Without the dedicated and enthusiastic volunteer efforts of our hearty band of women, none of this would be possible. Through sleet and snow we make it to meetings. We wade through reams and reams of government documents and statistics to prepare briefs. We learn public speaking through presentations to the endless royal commissions, task forces and other government studies that seem to go nowhere. We wear our suits and bring our briefcases to meet with cabinet ministers. We walk the picket line with the striking women bank workers. We go to meetings, we organize, we laugh, we develop friendships, and we hang in there through the very slow process of change... all on our own time and with our own resources.

BRITISH COLUMBIA

by Shauna Butterwick

Looking back over the last ten years at the variety of activities and concerns of the B.C. CCLOW network I am struck by the hours, days, weeks, and years of work that so many women have contributed to this organization. What often goes unacknowledged is the not-so-obvious work of organizing meetings, setting agendas, recording minutes, writing letters, making phone calls, and developing briefs and proposals. This work represents the "Best of B.C." because it threads all the more noticeable and more memorable moments together.

Throughout the last ten years B.C. CCLOW has taken on many projects and issues but rarely have we done it alone. During the late 1970s we lobbied with other women's groups to establish government funding for Women's Access Centres at many post-secondary educational institutions in B.C. In 1986, B.C.-CCLOW was again involved in a successful lobby through the Women's Education and Training Coalition (WETC). This group was established to present a report and discuss issues relating to women's education and training in B.C. with Flora MacDonald, then federal Minister of Employment and Immigration. The coalition continues to meet and recently succeeded in developing an ongoing link between the provincial government and women's organizations regarding women's education and training needs.

Other activities have included several provincial conferences and workshops.
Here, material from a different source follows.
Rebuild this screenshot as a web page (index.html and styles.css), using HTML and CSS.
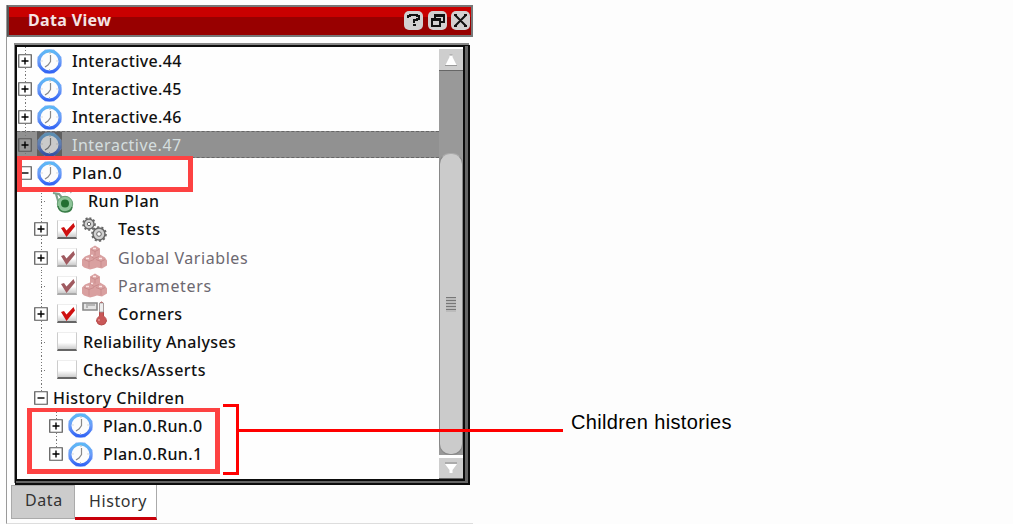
FILE: index.html
```html
<!DOCTYPE html>
<html lang="en">
<head>
<meta charset="utf-8">
<title>Data View</title>
<link rel="stylesheet" href="styles.css">
</head>
<body>
<svg class="defs" width="0" height="0">
  <defs>
    <linearGradient id="ring" x1="0" y1="0" x2="0" y2="1"><stop offset="0" stop-color="#5cb8f5"/><stop offset=".5" stop-color="#6a9cf8"/><stop offset="1" stop-color="#3264f4"/></linearGradient>
    <symbol id="clock" viewBox="0 0 25 25"><path d="M8 .5h9L24.500 8v9L17 24.500H8L.5 17V8z" fill="#8faef8"/><circle cx="12.500" cy="12.500" r="10.500" fill="#fcfcfc" stroke="url(#ring)" stroke-width="3"/><path d="M13.500 6v6.500L11 16l-3 2" fill="none" stroke="#888" stroke-width="1.200"/><path d="M12 4h2M4.500 12h1M19.500 12h1M12 20.500h1" stroke="#bbb"/></symbol>
    <symbol id="plus" viewBox="0 0 14 14"><path d="M.75.750h12.500v12.500H.75z" fill="none" stroke="#555" stroke-width="1.200"/><path d="M3.500 7h7M7 3.500v7" stroke="#000" stroke-width="1.400"/></symbol>
    <symbol id="minus" viewBox="0 0 14 14"><path d="M.75.750h12.500v12.500H.75z" fill="#fff" stroke="#555" stroke-width="1.200"/><path d="M3.500 7h7" stroke="#000" stroke-width="1.400"/></symbol>
    <symbol id="check" viewBox="0 0 20 20"><path d="M4 8l3-1 2.500 3.500L16.500 3 18 6.500 9.500 17z" fill="currentColor"/></symbol>
    <symbol id="cubes" viewBox="0 0 25 24"><path d="M8 3l5-3 5 3v6l5 3 2 3v5l-5 3-5-1-3 1-4 1-6-2-2-2v-6l3-3 5-2z" fill="#d9a0a0"/><path d="M9 4l4 2 4-2M13 6v4M2 14l5 2 5-2M7 16v6M14 14l5 2 4-2M19 16v6M8 10l4 3 5-2" fill="none" stroke="#ca8c8d"/><path d="M11 3h3M4 13h3M17 13h3M9 10h2" stroke="#fce4e4" stroke-width="1.500"/></symbol>
    <symbol id="gears" viewBox="0 0 25 25"><g fill="#d0d0d0" stroke="#666"><circle cx="7" cy="7" r="5" stroke-width="1.300"/><circle cx="7" cy="7" r="6" fill="none" stroke-width="1.700" stroke-dasharray="2 2"/><circle cx="7" cy="7" r="1.700" fill="#fff"/><circle cx="17" cy="17" r="6" stroke-width="1.500"/><circle cx="17" cy="17" r="7" fill="none" stroke-width="1.700" stroke-dasharray="2.200 2.200"/><circle cx="17" cy="17" r="2.300" fill="#fff"/></g></symbol>
    <symbol id="corner" viewBox="0 0 25 25"><path d="M1 2h14v7H1z" fill="#e4e4e4" stroke="#888" stroke-width="1.600"/><path d="M4 4h9M4 6h2" stroke="#888"/><path d="M17.500 2.500q2-3 4 0V15q3 2 3 5-1 4-5 4t-5-4q0-3 3-5z" fill="#c95858" stroke="#b54848"/><path d="M17.500 2h4v9h-4z" fill="#eee" stroke="#999" stroke-width=".8"/><path d="M17 18v2" stroke="#f4b0b0"/></symbol>
    <symbol id="run" viewBox="0 0 24 24"><path d="M1 4l6 1 4 5M4 5l3 10" fill="none" stroke="#7fa08c" stroke-width="2.200"/><path d="M10 3h4M18 4l3-2" stroke="#aaa"/><circle cx="13" cy="15" r="7.700" fill="#8dc498" stroke="#659e72"/><circle cx="13" cy="14.500" r="4" fill="#236f31"/><path d="M6 17q1 6 7 6t7-5" fill="none" stroke="#397d47" stroke-width="1.500"/></symbol>
  </defs>
</svg>
<main class="page">
  <section class="window">
    <header class="titlebar">
      <h1 class="title">Data View</h1>
      <div class="controls">
        <svg viewBox="0 0 19 19"><rect width="19" height="19" rx="5"/><path d="M4 7V5h2V4h7v1h2v3h-2v1h-3v3M9 14h3"/></svg>
        <svg viewBox="0 0 19 19"><rect width="19" height="19" rx="5"/><path d="M7 7V4h9v7h-4M7 5h9M4 8h8v7H4zM4 9h8"/></svg>
        <svg viewBox="0 0 19 19"><rect width="19" height="19" rx="5"/><path d="M4 4l11 11M15 4L4 15M3 4h3M13 4h3M3 15h3M13 15h3"/></svg>
      </div>
    </header>
    <div class="frame">
      <ul class="tree">
        <li class="row root"><svg class="exp"><use href="#plus"/></svg><svg class="clock"><use href="#clock"/></svg><span class="label interactive">Interactive.44</span></li>
        <li class="row root"><svg class="exp"><use href="#plus"/></svg><svg class="clock"><use href="#clock"/></svg><span class="label interactive">Interactive.45</span></li>
        <li class="row root"><svg class="exp"><use href="#plus"/></svg><svg class="clock"><use href="#clock"/></svg><span class="label interactive">Interactive.46</span></li>
        <li class="row root selected"><svg class="exp"><use href="#plus"/></svg><svg class="clock"><use href="#clock"/></svg><span class="label interactive">Interactive.47</span></li>
        <li class="row root"><svg class="exp"><use href="#minus"/></svg><svg class="clock"><use href="#clock"/></svg><span class="label plan">Plan.0</span></li>
        <li class="row child leaf"><svg class="run"><use href="#run"/></svg><span class="label runplan">Run Plan</span></li>
        <li class="row child"><svg class="exp"><use href="#plus"/></svg><i class="box"><svg><use href="#check"/></svg></i><svg class="icon"><use href="#gears"/></svg><span class="label tests">Tests</span></li>
        <li class="row child dim"><svg class="exp"><use href="#plus"/></svg><i class="box"><svg><use href="#check"/></svg></i><svg class="icon"><use href="#cubes"/></svg><span class="label globals">Global Variables</span></li>
        <li class="row child leaf dim"><i class="box"><svg><use href="#check"/></svg></i><svg class="icon"><use href="#cubes"/></svg><span class="label params">Parameters</span></li>
        <li class="row child"><svg class="exp"><use href="#plus"/></svg><i class="box"><svg><use href="#check"/></svg></i><svg class="icon"><use href="#corner"/></svg><span class="label corners">Corners</span></li>
        <li class="row child leaf"><i class="box"></i><span class="label reliability">Reliability Analyses</span></li>
        <li class="row child leaf"><i class="box"></i><span class="label checks">Checks/Asserts</span></li>
        <li class="row child last"><svg class="exp"><use href="#minus"/></svg><span class="label children">History Children</span></li>
        <li class="row grand"><svg class="exp"><use href="#plus"/></svg><svg class="clock"><use href="#clock"/></svg><span class="label planrun">Plan.0.Run.0</span></li>
        <li class="row grand last"><svg class="exp"><use href="#plus"/></svg><svg class="clock"><use href="#clock"/></svg><span class="label planrun">Plan.0.Run.1</span></li>
      </ul>
      <div class="scrollbar">
        <div class="arrow up"><svg viewBox="0 0 12 12"><path d="M4.500 1h3v2l4 8H.5l4-8z" fill="#fff"/><path d="M4.500 1h3M0 11.500h12" stroke="#999"/></svg></div>
        <div class="track"><div class="thumb"><i class="grip"></i></div></div>
        <div class="arrow down"><svg viewBox="0 0 12 12"><path d="M0 2h12L7.500 8v3h-3V8z" fill="#fff"/><path d="M0 1h12" stroke="#888"/></svg></div>
      </div>
    </div>
    <nav class="tabs"><span class="tab data"><span>Data</span></span><span class="tab active"><span>History</span></span></nav>
  </section>
  <div class="mark plan-mark"></div>
  <div class="mark runs-mark"></div>
  <div class="bracket"></div>
  <div class="leader"></div>
  <p class="callout">Children histories</p>
</main>
</body>
</html>
```
FILE: styles.css
```css
* { box-sizing: border-box; }
body { margin: 0; background: #fdfdfd; }
.defs { position: absolute; }
.page { position: relative; width: 1013px; height: 524px; overflow: hidden; padding: 5px 0 0 6px; }
svg { display: block; flex: none; }
.window { width: 467px; height: 519px; border-left: 1px solid #999; border-bottom: 1px solid #ddd; font-family: "Noto Sans", "Open Sans", sans-serif; font-size: 16px; }
.titlebar { display: flex; justify-content: space-between; align-items: center; height: 32px; padding: 0 1px 0 19px; border: 2px solid #777; border-left-color: #555; background: linear-gradient(#c90000 0 10px, #980000 10px); }
.title { margin: -2px 0 0; color: #f6e4e4; font-size: 16px; font-weight: 700; line-height: 26px; letter-spacing: .35px; }
.controls { display: flex; gap: 4.500px; margin-top: -2px; }
.controls svg { width: 19px; height: 19px; }
.controls rect { fill: #d2d0d0; }
.controls path { fill: none; stroke: #111; stroke-width: 2; }
.frame { display: flex; width: 455px; height: 440px; margin: 8px 0 0 8px; border-style: solid double double solid; border-width: 2px 7px 6px 2px; border-color: #0c0c0c; background: #666; box-shadow: -1px -2px 0 #888; }
.tree { flex: 1; margin: 0; padding: 0; list-style: none; background: #fefefe; }
.row { display: flex; align-items: center; height: 28.080px; color: #111; background-repeat: no-repeat; }
.root { padding-left: 1px; }
.root:not(:nth-child(5)) { background-image: repeating-linear-gradient(#777 0 1px, transparent 1px 3px); background-size: 1px 100%; background-position: 8px 0; }
.child { padding-left: 17px; background-image: repeating-linear-gradient(#777 0 1px, transparent 1px 3px); background-size: 1px 100%; background-position: 24px 0; }
.grand { padding-left: 32px; background-image: repeating-linear-gradient(#777 0 1px, transparent 1px 3px); background-size: 1px 100%; background-position: 39px 0; }
.last { background-size: 1px 50%; }
.leaf { background-image: repeating-linear-gradient(#777 0 1px, transparent 1px 3px), repeating-linear-gradient(90deg, #777 0 1px, transparent 1px 3px); background-size: 1px 100%, 6px 1px; background-position: 24px 0, 24px 14px; }
.exp { width: 14px; height: 14px; background: #fff; }
.clock { width: 25px; height: 25px; margin-left: 5px; }
.clock + .label { margin-left: 10px; }
.label { white-space: nowrap; line-height: 24px; font-weight: 500; }
.interactive { letter-spacing: .32px; }
.plan { letter-spacing: .6px; }
.runplan { letter-spacing: .5px; }
.tests { letter-spacing: .8px; }
.globals { letter-spacing: .56px; }
.params { letter-spacing: .7px; }
.corners { letter-spacing: .6px; }
.reliability { letter-spacing: .36px; }
.checks { letter-spacing: .5px; }
.planrun { letter-spacing: .4px; }
.exp + .children { margin-left: 5px; letter-spacing: .5px; }
.selected { height: 27px; margin-bottom: 1px; background-color: #919191; border: 1px dashed #666; border-width: 1px 0; color: #d5dedf; }
.selected .label { font-weight: 400; letter-spacing: .5px; }
.selected .exp { background: #999; }
.selected .clock { background: #777; filter: brightness(.8) saturate(.7); }
.run { width: 24px; height: 24px; margin-left: 18px; }
.run + .label { margin-left: 12px; }
.box { display: flex; flex: none; width: 20px; height: 19px; margin-left: 9px; border: 1px solid #ccc; border-bottom: 2px solid #666; border-top-color: #eee; background: linear-gradient(#fff 60%, #ccc); color: #cf1010; }
.leaf .box { margin-left: 23px; }
.box svg { width: 20px; height: 20px; margin: -1px; }
.box + .label { margin-left: 6px; }
.icon { width: 25px; height: 25px; margin-left: 5px; }
.icon + .label { margin-left: 11px; }
.dim { color: #6c6870; }
.dim .label { font-weight: 400; }
.dim .box { color: #a05a60; border-bottom-color: #aaa; }
.scrollbar { display: flex; flex-direction: column; width: 24px; padding-top: 2px; background: #fff; }
.arrow { display: flex; align-items: center; justify-content: center; flex: none; height: 22px; background: #cecece; border-bottom: 1px solid #666; }
.arrow svg { width: 12px; height: 12px; }
.down { height: 24px; border-top: 3px solid #fff; }
.track { flex: 1; padding-top: 82px; background: #999; }
.thumb { display: flex; align-items: center; justify-content: center; height: 100%; border: 1px solid #888; border-top-color: #aaa; border-radius: 11px; background: #cbcbcb; }
.grip { width: 10px; height: 15px; background: repeating-linear-gradient(#777 0 1px, #bbb 1px 3px); }
.tabs { display: flex; align-items: stretch; height: 35px; margin-left: 4px; }
.tab { display: flex; color: #333; line-height: 22px; letter-spacing: .6px; }
.data { width: 64px; height: 34px; padding: 3px 0 0 13px; border: 1px solid #aaa; background: #ccc; }
.active { width: 82px; padding: 5px 0 0 14px; border-right: 1px solid #aaa; border-bottom: 3px solid #c8000a; background: #fff; }
.mark { position: absolute; border: 5px solid #fd4242; border-top-width: 4px; }
.plan-mark { left: 17px; top: 156px; width: 176px; height: 36px; }
.runs-mark { left: 27px; top: 408px; width: 193px; height: 66px; }
.bracket { position: absolute; left: 223px; top: 404px; width: 16px; height: 71px; border: 3px solid #f00; border-left: 0; }
.leader { position: absolute; left: 239px; top: 429px; width: 324px; height: 3px; background: #f00; }
.callout { position: absolute; left: 571px; top: 410px; margin: 0; font: 20px/24px "Liberation Sans", Arial, sans-serif; letter-spacing: .35px; color: #000; white-space: nowrap; }
```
Since 1987 we have had annual provincial retreats where members come together to celebrate, refuel, reconnect and re-create our vision and strategies for the future. This year we have organized a variety of activities to celebrate CCLOW's 10th Anniversary and our future, including a reading and discussion by Daphne Marlatt (feminist poet and writer), a workshop with Heather Menzies, another annual retreat, and a provincial workshop in the fall.

It has been a challenge to describe "The Best of BC-CCLOW" in so few words, but it has reinforced for me the importance of maintaining a sense of our history so that we are no longer confined to cycles of lost and found.

MANITOBA

by Reta Chahal

CCLOW-Manitoba's greatest accomplishment occurred only recently, and it happened to be our 10th anniversary celebration. At the Charterhouse Hotel in Winnipeg, the same place the women's committee of CAAE (later to become CCLOW) met twelve years ago, we co-sponsored with the Manitoba Association of Continuing Education a workshop on current issues for women's training and education in Canada. Susan Wismer, who prepared CCLOW's 1988 study, Women's Education and Training in Canada, facilitated the workshop. Over 20 participants from the private and public sectors actively participated.

Susan presented the some of the results of her study as initiation for discussion. Issues that emerged included the necessity of recognizing women's skills, knowledge and ways of learning, of providing support systems and of placing women in decision-making positions. We then divided into small groups and were invited to express our ideal world, either in words or images.